Previously pte_present() checked against both PTE_VALID and PTE_PROT_NONE
but now it only compares against PTE_VALID instead. But how would it detect
erstwhile PTE_PROT_NONE marked entries ?

>  }
>  
>  static inline bool pmd_user_accessible_page(pmd_t pmd)
>  {
> -	return pmd_leaf(pmd) && !pmd_present_invalid(pmd) && (pmd_user(pmd) || pmd_user_exec(pmd));
> +	return pmd_valid(pmd) && !pmd_table(pmd) && (pmd_user(pmd) || pmd_user_exec(pmd));
>  }
>  
>  static inline bool pud_user_accessible_page(pud_t pud)
>  {
> -	return pud_leaf(pud) && (pud_user(pud) || pud_user_exec(pud));
> +	return pud_valid(pud) && !pud_table(pud) && (pud_user(pud) || pud_user_exec(pud));
>  }

These make sense.

>  #endif
>  
> @@ -1250,7 +1256,7 @@ static inline pmd_t pmdp_establish(struct vm_area_struct *vma,
>   *	bits 2:		remember PG_anon_exclusive
>   *	bits 3-7:	swap type
>   *	bits 8-57:	swap offset
> - *	bit  58:	PTE_PROT_NONE (must be zero)
> + *	bit  59:	PTE_PRESENT_INVALID (must be zero)
>   */
>  #define __SWP_TYPE_SHIFT	3
>  #define __SWP_TYPE_BITS		5

Too many changes are happening simultaneously in a single patch, making
some what difficult to review, and it would be helpful to refactor them
possibly something like the following -

Derive pmd_present_invalid() from pte level with PTE_PRESENT_INVALID

- Renaming PMD_PRESENT_INVALID as PTE_PRESENT_INVALID
- Add pte_mkinvalid()
- Add pte_present_invalid()
- Derive pmd_mkinvalid() from pte_mkinvalid()
- Derive pmd_present_invalid() from pte_present() and pte_present_invalid()
- But just don't change pte_present() yet

Drop PTE_PROT_NONE

- Replace PTE_PROT_NONE with PTE_PRESENT_INVALID in PAGE_NONE
- Change pte_present() - derive from pte_valid() and pte_present_invalid()
- Derive pmd_present() - derive from pte_present()
- Change pte_protnone() - derive from pte_present_invalid(), pte_user() and pte_user_exec()
- Changes to pte_user_accessible_page(), pmd_user_accessible_page(), pud_user_accessible_page()
- Changes to pte_modify() - replace PTE_PROT_NONE with PTE_PRESENT_INVALID
Ryan Roberts May 2, 2024, 8:05 a.m. UTC | #2
On 02/05/2024 06:26, Anshuman Khandual wrote:
> 
> 
> On 5/1/24 20:24, Ryan Roberts wrote:
>> Currently the PMD_PRESENT_INVALID and PTE_PROT_NONE functionality
>> explicitly occupy 2 bits in the PTE when PTE_VALID/PMD_SECT_VALID is
>> clear. This has 2 significant consequences:
>>
>>   - PTE_PROT_NONE consumes a precious SW PTE bit that could be used for
>>     other things.
>>   - The swap pte layout must reserve those same 2 bits and ensure they
>>     are both always zero for a swap pte. It would be nice to reclaim at
>>     least one of those bits.
> 
> What problem does that create for swap pte layout ? Nonetheless reclaiming
> at least one of the SW bits (58 or 59) would be desirable regardless.

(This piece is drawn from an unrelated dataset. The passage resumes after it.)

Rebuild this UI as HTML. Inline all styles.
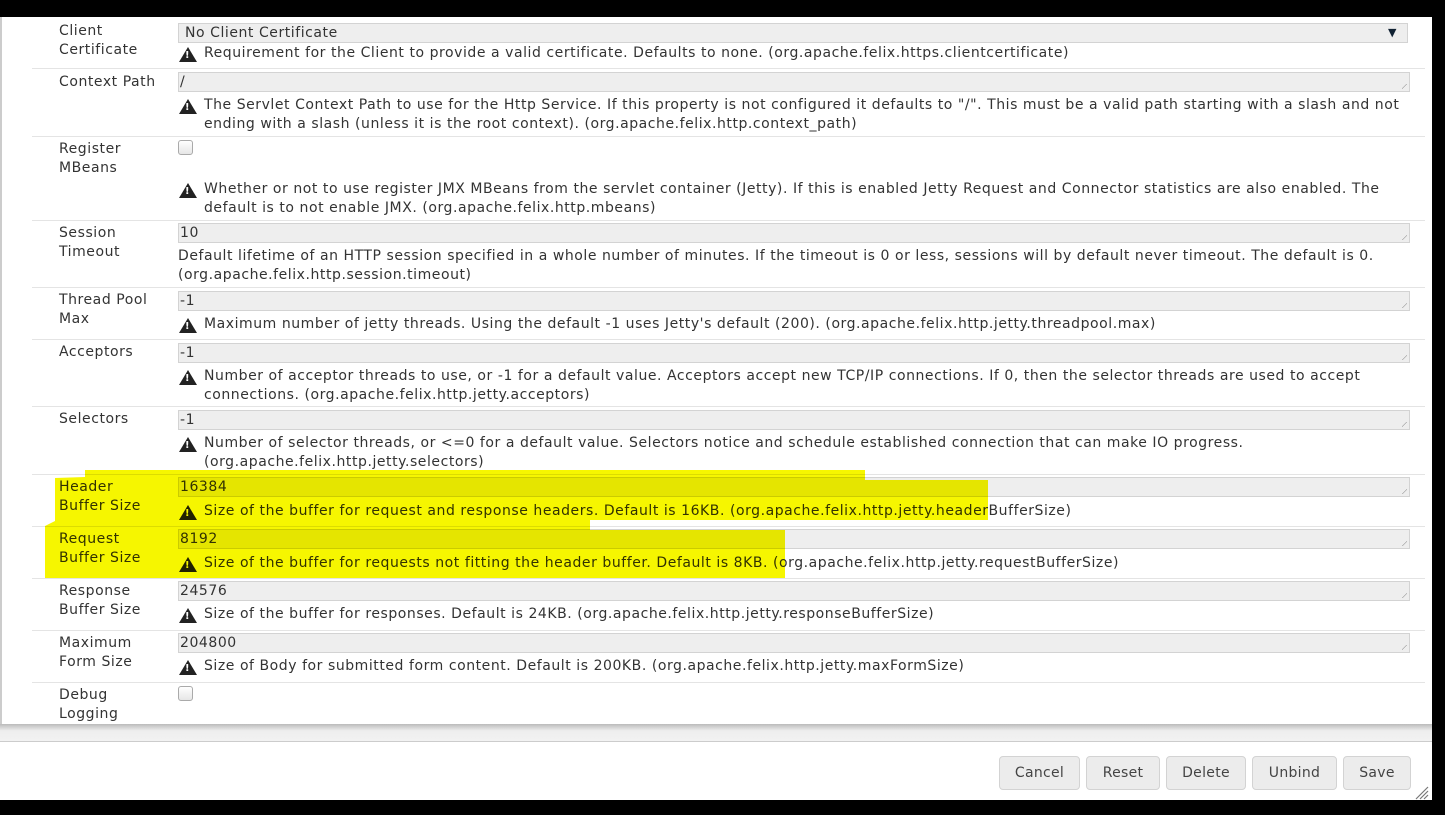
<!DOCTYPE html>
<html><head><meta charset="utf-8"><style>
*{margin:0;padding:0;box-sizing:border-box}
body{width:1445px;height:815px;overflow:hidden;background:#000;position:relative;font-family:"DejaVu Sans","Liberation Sans",sans-serif;font-size:14px;letter-spacing:0.55px;color:#333}
.dlg{position:absolute;left:0;top:17px;width:1432px;height:708px;background:#fff;border-left:2px solid #ccc}
.r{position:absolute;left:32px;width:1393px;border-top:1px solid #e4e4e4}
.lab{position:absolute;left:59px;line-height:19px}
.inp{position:absolute;left:178px;width:1232px;height:20px;background:#eee;border:1px solid #d3d3d3;line-height:18px;padding-left:1px}
.inp:after{content:"";position:absolute;right:2px;bottom:2px;width:5px;height:5px;background:linear-gradient(135deg,transparent 45%,#aaa 45%,#aaa 55%,transparent 55%)}
.sel:after{display:none}
.d{position:absolute;left:204px;width:1212px;line-height:19px}
.w{position:absolute;left:-25px;top:2px;width:0;height:0}
.w:before{content:"";position:absolute;left:0;top:1px;border-left:9px solid transparent;border-right:9px solid transparent;border-bottom:15px solid #222}
.w:after{content:"!";position:absolute;left:6px;top:3px;color:#fff;font-size:10px;font-weight:bold;line-height:13px}
.cb{position:absolute;left:178px;width:15px;height:15px;border:1px solid #aaa;border-radius:3px;background:linear-gradient(#fff,#e6e6e6)}
.btn{position:absolute;top:756px;height:34px;border:1px solid #d3d3d3;border-radius:4px;background:#ececec;line-height:32px;text-align:center;color:#444;font-size:14px;letter-spacing:0.3px}
</style></head><body>
<div class="dlg"></div>
<svg style="position:absolute;left:0;top:0" width="1445" height="815">
<polygon points="85,470 865,470 865,480 988,480 988,520 590,520 590,530 785,530 785,578 45,578 45,526 55,521 55,478 85,477" fill="#f6f600"/>
</svg>
<div style="position:absolute;left:0;top:0;width:1445px;height:815px;mix-blend-mode:multiply">
<div class="lab" style="top:22px">Client<br>Certificate</div>
<div class="inp sel" style="top:23px;width:1230px">&nbsp;No Client Certificate<span style="position:absolute;right:10px;font-size:11px;color:#123">▼</span></div>
<div class="d" style="top:44px"><span class="w"></span>Requirement for the Client to provide a valid certificate. Defaults to none. (org.apache.felix.https.clientcertificate)</div>

<div class="r" style="top:68px"></div>
<div class="lab" style="top:73px">Context Path</div>
<div class="inp" style="top:72px">/</div>
<div class="d" style="top:96px"><span class="w"></span>The Servlet Context Path to use for the Http Service. If this property is not configured it defaults to "/". This must be a valid path starting with a slash and not ending with a slash (unless it is the root context). (org.apache.felix.http.context_path)</div>

<div class="r" style="top:136px"></div>
<div class="lab" style="top:140px">Register<br>MBeans</div>
<div class="cb" style="top:140px"></div>
<div class="d" style="top:180px"><span class="w"></span>Whether or not to use register JMX MBeans from the servlet container (Jetty). If this is enabled Jetty Request and Connector statistics are also enabled. The default is to not enable JMX. (org.apache.felix.http.mbeans)</div>

<div class="r" style="top:220px"></div>
<div class="lab" style="top:224px">Session<br>Timeout</div>
<div class="inp" style="top:223px">10</div>
<div class="d" style="top:247px;left:178px;width:1238px">Default lifetime of an HTTP session specified in a whole number of minutes. If the timeout is 0 or less, sessions will by default never timeout. The default is 0. (org.apache.felix.http.session.timeout)</div>

<div class="r" style="top:287px"></div>
<div class="lab" style="top:291px">Thread Pool<br>Max</div>
<div class="inp" style="top:291px">-1</div>
<div class="d" style="top:315px"><span class="w"></span>Maximum number of jetty threads. Using the default -1 uses Jetty's default (200). (org.apache.felix.http.jetty.threadpool.max)</div>

<div class="r" style="top:339px"></div>
<div class="lab" style="top:343px">Acceptors</div>
<div class="inp" style="top:343px">-1</div>
<div class="d" style="top:367px"><span class="w"></span>Number of acceptor threads to use, or -1 for a default value. Acceptors accept new TCP/IP connections. If 0, then the selector threads are used to accept connections. (org.apache.felix.http.jetty.acceptors)</div>

<div class="r" style="top:406px"></div>
<div class="lab" style="top:410px">Selectors</div>
<div class="inp" style="top:410px">-1</div>
<div class="d" style="top:434px"><span class="w"></span>Number of selector threads, or &lt;=0 for a default value. Selectors notice and schedule established connection that can make IO progress. (org.apache.felix.http.jetty.selectors)</div>

<div class="r" style="top:474px"></div>
<div class="lab" style="top:478px">Header<br>Buffer Size</div>
<div class="inp" style="top:477px">16384</div>
<div class="d" style="top:502px"><span class="w"></span>Size of the buffer for request and response headers. Default is 16KB. (org.apache.felix.http.jetty.headerBufferSize)</div>

<div class="r" style="top:526px"></div>
<div class="lab" style="top:530px">Request<br>Buffer Size</div>
<div class="inp" style="top:529px">8192</div>
<div class="d" style="top:554px"><span class="w"></span>Size of the buffer for requests not fitting the header buffer. Default is 8KB. (org.apache.felix.http.jetty.requestBufferSize)</div>

<div class="r" style="top:578px"></div>
<div class="lab" style="top:582px">Response<br>Buffer Size</div>
<div class="inp" style="top:581px">24576</div>
<div class="d" style="top:605px"><span class="w"></span>Size of the buffer for responses. Default is 24KB. (org.apache.felix.http.jetty.responseBufferSize)</div>

<div class="r" style="top:630px"></div>
<div class="lab" style="top:634px">Maximum<br>Form Size</div>
<div class="inp" style="top:633px">204800</div>
<div class="d" style="top:657px"><span class="w"></span>Size of Body for submitted form content. Default is 200KB. (org.apache.felix.http.jetty.maxFormSize)</div>

<div class="r" style="top:682px"></div>
<div class="lab" style="top:686px">Debug<br>Logging</div>
<div class="cb" style="top:686px"></div>
</div>
<div style="position:absolute;left:0;top:724px;width:1432px;height:17px;background:linear-gradient(#bbb,#eee 40%,#f2f2f2)"></div>
<div style="position:absolute;left:0;top:741px;width:1432px;height:59px;background:#fff;border-top:1px solid #ccc"></div>
<div class="btn" style="left:999px;width:81px">Cancel</div>
<div class="btn" style="left:1086px;width:74px">Reset</div>
<div class="btn" style="left:1166px;width:80px">Delete</div>
<div class="btn" style="left:1252px;width:85px">Unbind</div>
<div class="btn" style="left:1343px;width:68px">Save</div>
<svg style="position:absolute;left:1414px;top:786px" width="16" height="14"><path d="M2 13L14 1M6 13L14 5M10 13L14 9" stroke="#777" stroke-width="1.2"/></svg>
</body></html>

Well its not really a problem for swap ptes today. But freeing up an uneccessary
swap pte bit gives us options for the future; extending the swap entry offset to
allow larger swap devices, or more swap pte bits to track (e.g.) soft-dirty in
future.

I also fell foul of the swap pte bit layout comment previously not explicitly
calling out PMD_PRESET_INVALID as needing to be reserved and always zero in a
swap pte; an earlier version of this change moved the swap entry to overlap it,
and mm selftests were then corrupting it and causing a panic. So if nothing
else, we are now explicitly documenting every bit in the swap pte.

aside: bit 59 isn't technically a SW bit in a present PTE. It's only ignored if
neither PBHA nor FEAT_AIE are in operation. :)

> 
>>
>> Note that while PMD_PRESENT_INVALID technically only applies to pmds,
>> the swap pte layout is common to ptes and pmds so we are currently
>> effectively reserving that bit at both levels.
> 
> Agreed.
> 
>>
>> Let's replace PMD_PRESENT_INVALID with a more generic
>> PTE_PRESENT_INVALID bit, which occupies the same position (bit 59) but
>> applies uniformly to page/block descriptors at any level. This bit is
>> only interpreted when PTE_VALID is clear. If it is set, then the pte is
>> still considered present; pte_present() returns true and all the fields
>> in the pte follow the HW interpretation (e.g. SW can safely call
>> pte_pfn(), etc). But crucially, the HW treats the pte as invalid and
>> will fault if it hits.
> 
> Agreed, and hence all pmd helpers could be derived from corresponding pte
> helper utilizing PTE_PRESENT_INVALID.

Yes it generalizes a bunch of things for both pte and pmd, which is a nice side
effect IMHO.

> 
>>
>> With this in place, we can remove PTE_PROT_NONE entirely and instead
>> represent PROT_NONE as a present but invalid pte (PTE_VALID=0,
>> PTE_INVALID=1) with PTE_USER=0 and PTE_UXN=1. This is a unique
> 
> Did you mean PTE_PRESENT_INVALID instead ? PTE_INVALID flag is not present
> on arm64 platform, although your point is clear.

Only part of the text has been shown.